Hildur is a science junkie, and Boulder's Summit Middle School is feeding her habit.

"The teacher has to be totally excited and then the students will be excited," Hildur said Wednesday. "We have that here." That enthusiasm for math and science helped her school earn among the state's highest marks on the eighth-grade CSAP science and math tests. Summit and another Boulder charter school - Horizons K-8 Alternative School - ranked in the state's top three in both tests.

All of Horizons' eighth-graders passed the science test, and 97 percent passed the math test. At Summit, 97 percent passed the science test and 81 percent the math.

By contrast, nearly two-thirds of the state's eighth-graders failed to reach proficiency on the math test. And more than half failed to score proficient in science, according to test results released Wednesday.

Summit and Horizons teachers, parents and administrators said the CSAP scores showed that their work and methods are paying off. "Today was a good day," said Sharon Sikora, who teaches eighth and sixth grades at Summit.

The two schools share common traits. As charter schools, they operate within the Boulder Valley School District but are run by a governing board of parents.

Students are usually admitted through a lottery system. The enrollment at Horizons is about 305, while at Summit it's 250.

Class size varies between 15 and 20 students. And their demographics are right for top performance. Few to no students qualify for free lunch, the state's measure of poverty in a school.

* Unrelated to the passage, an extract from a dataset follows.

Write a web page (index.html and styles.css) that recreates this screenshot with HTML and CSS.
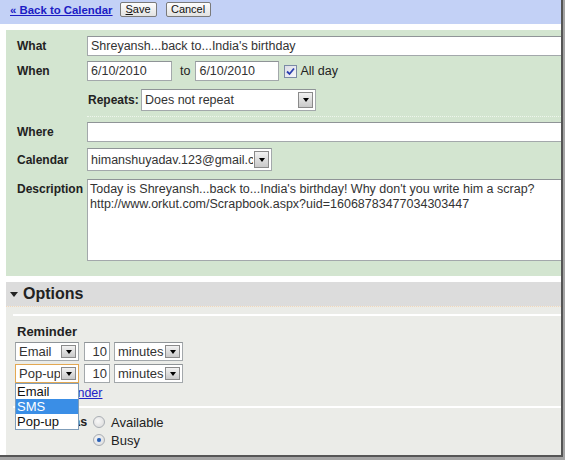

About 8 percent of the students at Horizons are considered minorities, and 10 percent fall into a minority category at Summit.

In philosophy, the schools take different routes.

Students at Horizons are not given grades or report cards. Goals are set by a teacher and parent, said lead teacher Anne Kane.

"We just don't hand an assignment with a C and just move on," Kane said. "We work with them to show them what they can do." Horizons teachers teach all subjects. Classes are also mixed with sixth-, seventh- and eighth-graders so all grade levels are exposed to a subject.

One field of science is stressed each year. This week, the entire school is on a field trip to Mesa Verde National Park to study the geology of the area, Kane said.

She admits the school's highly individualistic approach to learning is not for everyone. But the school does deflate the notion that only the back-to-basics approach nets good grades.

"A lot of people think you have to do the traditional things to get high test scores," Kane said. "We just put a lot of effort into creating a positive school climate."

Summit students are in classes that prepare them for advanced courses in high school. By eighth grade, they are taking a science course that teaches them how to research and display their results, Sikora said.

"The pace is often quite fast," said Sikora, who holds a doctorate in chemistry and was a Colorado Teacher of the Year finalist.

Parents at Summit said they had felt their kids weren't getting the academic rigor offered by most traditional public schools. But instead of enrolling their children at a private school, they chose Summit.

"Teachers here believe kids could be challenged," said Janet Christensen, the parent of an eighth-grader. "And kids here rise to the challenge."